Select every line below containing the word "Tailwind".
------ Records to process ------
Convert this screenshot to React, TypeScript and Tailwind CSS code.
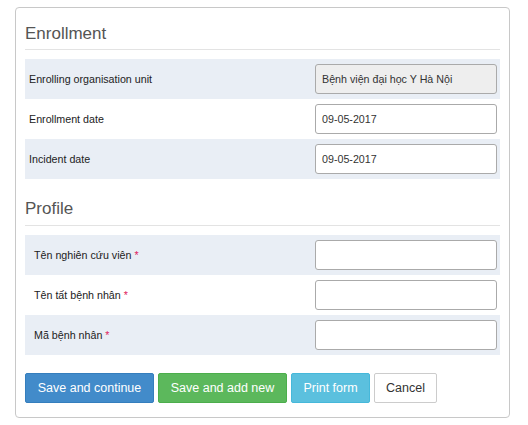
import React from "react";

const rowBg = "bg-[#e9eef5]";

function Row({ label, value, disabled, shaded, indent, required }: { label: string; value?: string; disabled?: boolean; shaded?: boolean; indent?: boolean; required?: boolean }) {
  return (
    <div className={`flex h-[40px] items-center justify-between ${shaded ? rowBg : "bg-white"} ${indent ? "pl-[9px]" : "pl-[4px]"} pr-[3px]`}>
      <div className="text-[10.7px] text-[#222]">
        {label}
        {required && <span className="text-[#e0245e] ml-[3px]">*</span>}
      </div>
      <div
        className={`w-[182px] h-[30px] rounded-[3px] border border-[#aaa] flex items-center px-[6px] text-[10.7px] text-[#333] ${disabled ? "bg-[#eee]" : "bg-white"}`}
      >
        {value}
      </div>
    </div>
  );
}

export default function App() {
  return (
    <div className="bg-white w-[528px] h-[425px] pt-[7px] pl-[15px]" style={{ fontFamily: '"Liberation Sans", Arial, sans-serif' }}>
      <div className="w-[495px] h-[411px] border border-[#c8c8c8] rounded-[4px] px-[9px] pt-[16px]">
        <div className="text-[17px] leading-[20px] text-[#555]">Enrollment</div>
        <div className="mt-[5px] h-px bg-[#e3e3e3]" />
        <div className="mt-[9px]">
          <Row label="Enrolling organisation unit" value="Bệnh viện đại học Y Hà Nội" disabled shaded />
          <Row label="Enrollment date" value="09-05-2017" />
          <Row label="Incident date" value="09-05-2017" shaded />
        </div>
        <div className="mt-[20px] text-[17px] leading-[20px] text-[#555]">Profile</div>
        <div className="mt-[6px] h-px bg-[#e3e3e3]" />
        <div className="mt-[9px]">
          <Row label="Tên nghiên cứu viên" shaded indent required />
          <Row label="Tên tất bệnh nhân" indent required />
          <Row label="Mã bệnh nhân" shaded indent required />
        </div>
        <div className="mt-[18px] flex gap-[4px] text-[12.5px]">
          <div className="w-[129px] h-[30px] flex items-center justify-center rounded-[2px] bg-[#428bca] border border-[#357ebd] text-white">Save and continue</div>
          <div className="w-[129px] h-[30px] flex items-center justify-center rounded-[2px] bg-[#5cb85c] border border-[#4cae4c] text-white">Save and add new</div>
          <div className="w-[79px] h-[30px] flex items-center justify-center rounded-[2px] bg-[#5bc0de] border border-[#46b8da] text-white">Print form</div>
          <div className="w-[63px] h-[30px] flex items-center justify-center rounded-[2px] bg-white border border-[#ccc] text-[#333]">Cancel</div>
        </div>
      </div>
    </div>
  );
}
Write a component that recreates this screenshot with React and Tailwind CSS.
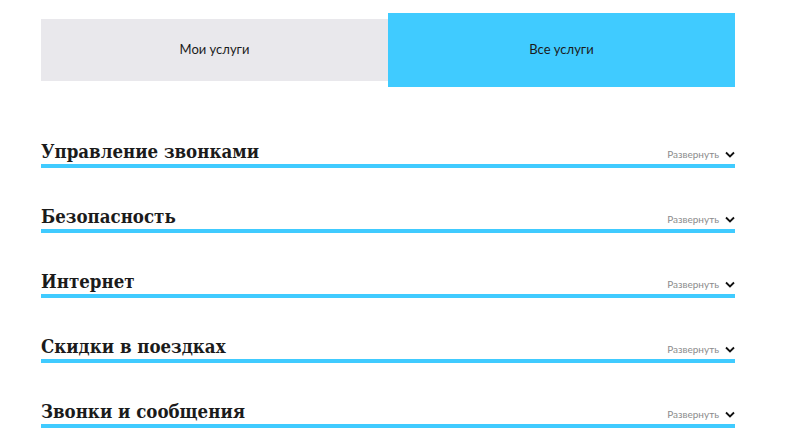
const sections = [
  "Управление звонками",
  "Безопасность",
  "Интернет",
  "Скидки в поездках",
  "Звонки и сообщения",
];

const Chevron = () => (
  <svg width="10" height="7" viewBox="0 0 10 7" className="ml-[6px]">
    <path d="M1 1.5 L5 5.5 L9 1.5" fill="none" stroke="#111" strokeWidth="1.8" />
  </svg>
);

export default function App() {
  return (
    <div className="w-[785px] h-[444px] overflow-hidden bg-white font-['Lato',sans-serif]">
      <div className="ml-[41px] w-[694px]">
        {/* TABS */}
        <div className="flex items-center mt-[13px]">
          <button className="w-[347px] h-[62px] bg-[#e9e8ec] text-[13px] text-[#1b1b1b]">
            Мои услуги
          </button>
          <button className="w-[347px] h-[74px] bg-[#40cbff] text-[13px] text-[#1b1b1b]">
            Все услуги
          </button>
        </div>

        {/* SECTIONS */}
        <div className="mt-[16px]">
          {sections.map((title) => (
            <div key={title} className="h-[65px] flex items-end">
              <div className="w-full flex items-end justify-between border-b-4 border-[#40cbff]">
                <h2 className="font-['DejaVu_Serif_Condensed','DejaVu_Serif',serif] font-bold text-[18.5px] leading-[24px] text-[#1b1b1b]">
                  {title}
                </h2>
                <span className="flex items-center mb-[2px] text-[10px] text-[#8c8c8c]">
                  Развернуть
                  <Chevron />
                </span>
              </div>
            </div>
          ))}
        </div>
      </div>
    </div>
  );
}
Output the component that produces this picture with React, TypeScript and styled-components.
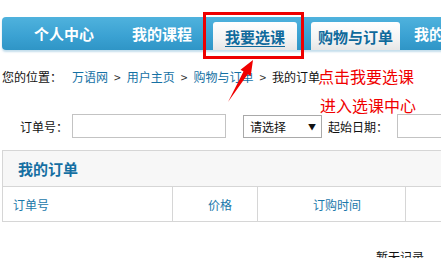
------
→ Exercise answer:
Convert this screenshot to React, TypeScript and Tailwind CSS code.
Write a component that recreates this screenshot with React and Tailwind CSS.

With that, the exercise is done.